Coffee roasting is a process in which heat is carefully applied to the beans to reveal the more essential elements found in the coffee beans and turn them into flavors.
Coffee roasting is to create a balanced taste and optimum taste by blending the skills of the roaster master and the data records created by software with intuition and experience.
At the start of each batch, raw “green” coffee is loaded into the roaster. In order to start the roasting process, when the indoor temperature of the roasting machine reaches the set temperature, the beans are left in the drum of the machine. Angled blades in the rotating drum swing the coffee beans towards the drum center and minimize the contact of the coffee beans with the drum wall.
In the first stage of the roasting process, a large amount of heat is applied to bring the coffee to roasting temperature. This phase should be done fast enough to retain some internal moisture, but not fast enough that the outside of the cores is at risk of burning. The color of the coffee changes from green to yellow, and the scent changes from the smell of fresh cut grass to a straw-like scent.

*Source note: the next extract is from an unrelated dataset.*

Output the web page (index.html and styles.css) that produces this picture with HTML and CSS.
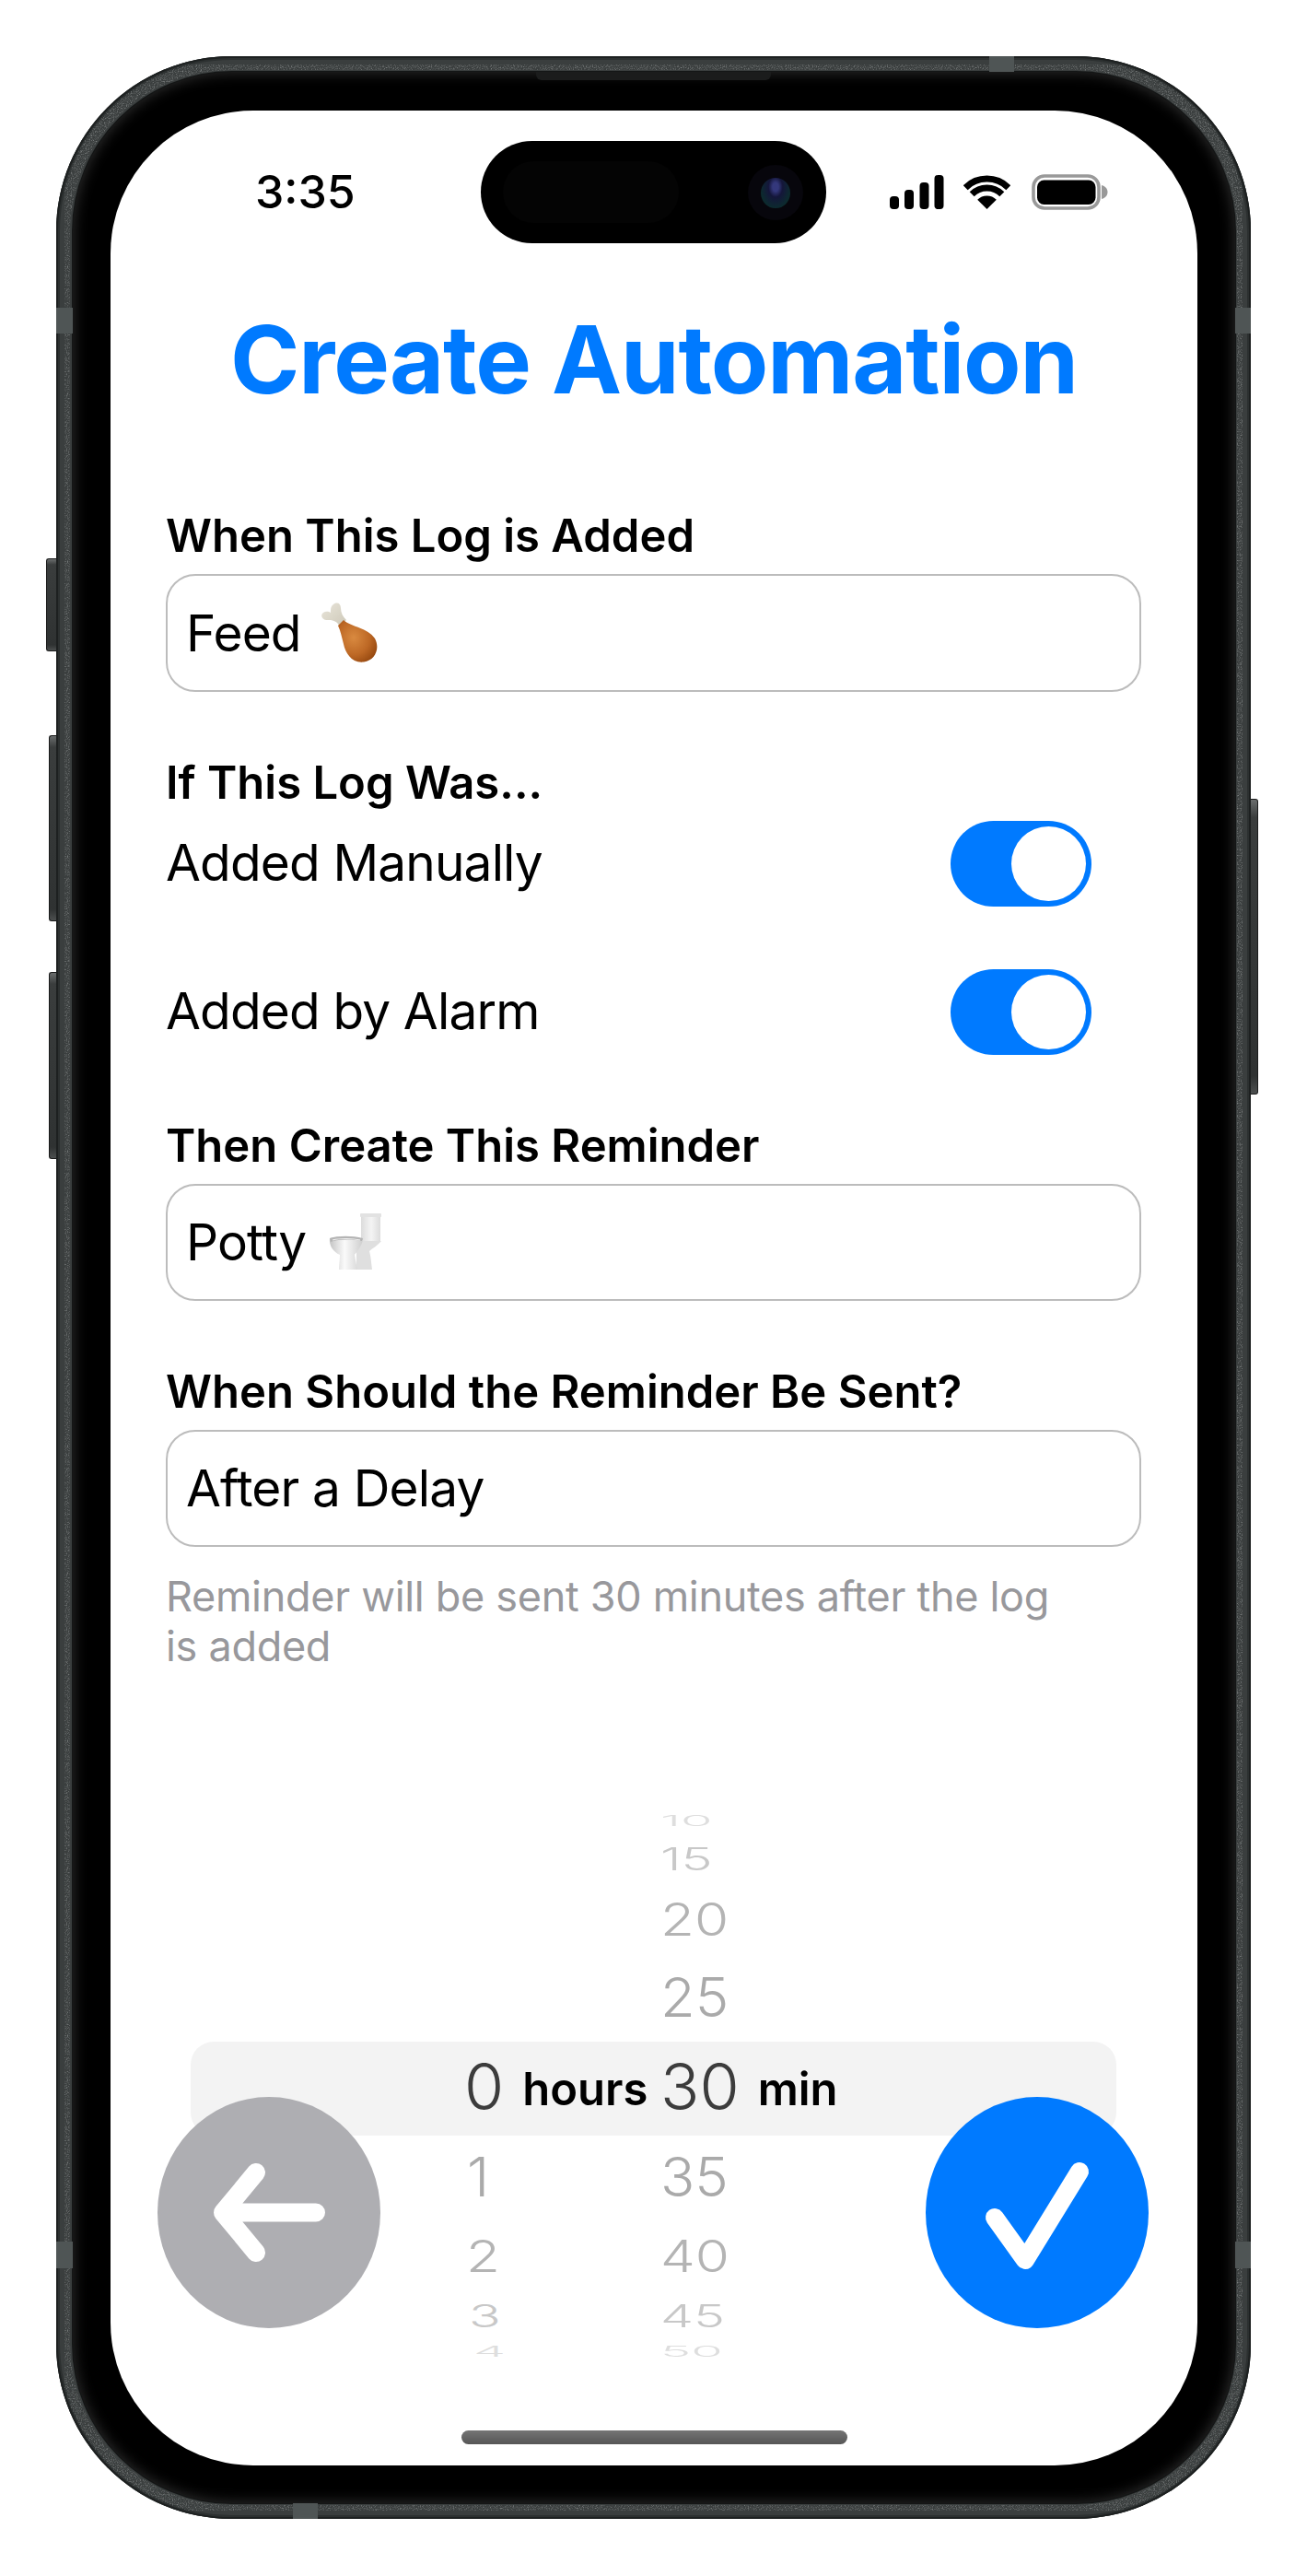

The required flame size, temperature value and roasting time are different for each type of coffee. The techniques adopted by the roasting master also make a difference.
Within the last 5 minutes, the coffee undergoes changes at low roasting temperatures (between 150-180 degrees). It is developed to the flavors and aromas that will occur at higher temperatures and the internal humidity, pressure and temperature are meticulously controlled.
During the last 2 to 5 minutes (depending on the type of coffee and the degree of roasting) the full taste of the coffee develops. “The first crack” occurs around 200 degrees. An explosion sound occurs as each core expands under the pressure of carbon dioxide and water vapor within it. At this point, as these gases are allowed to escape, the internal pressure drops, creating an environment with an ideal internal temperature, pressure and humidity for flavor development.
Between 180 – 200 degrees, the sugars and amino acids in the coffee react quickly to create the ultimate flavor of the coffee. The taste of coffee roasted up to a “medium roasting” degree comes from the caramelization of sugars, the reaction of sugars and amino acids. During this time, the coffee turns darker brown and the aroma turns into a nutty, cocoa-like malty character.
Each coffee has a precise final temperature and roasting time, both enhanced by a blend of intuition and experience from the roasting team.
Coffees roasted at temperatures above 200 degrees are considered dark roasted. At these temperatures, the aromas and flavors formed in the early stages burn and new aromas of fried, smoky and spicy develop. Sweet and acidic flavors are replaced by bitter flavors. Most dark roasts will develop between 210 and 215 degrees to allow the full development of these properties.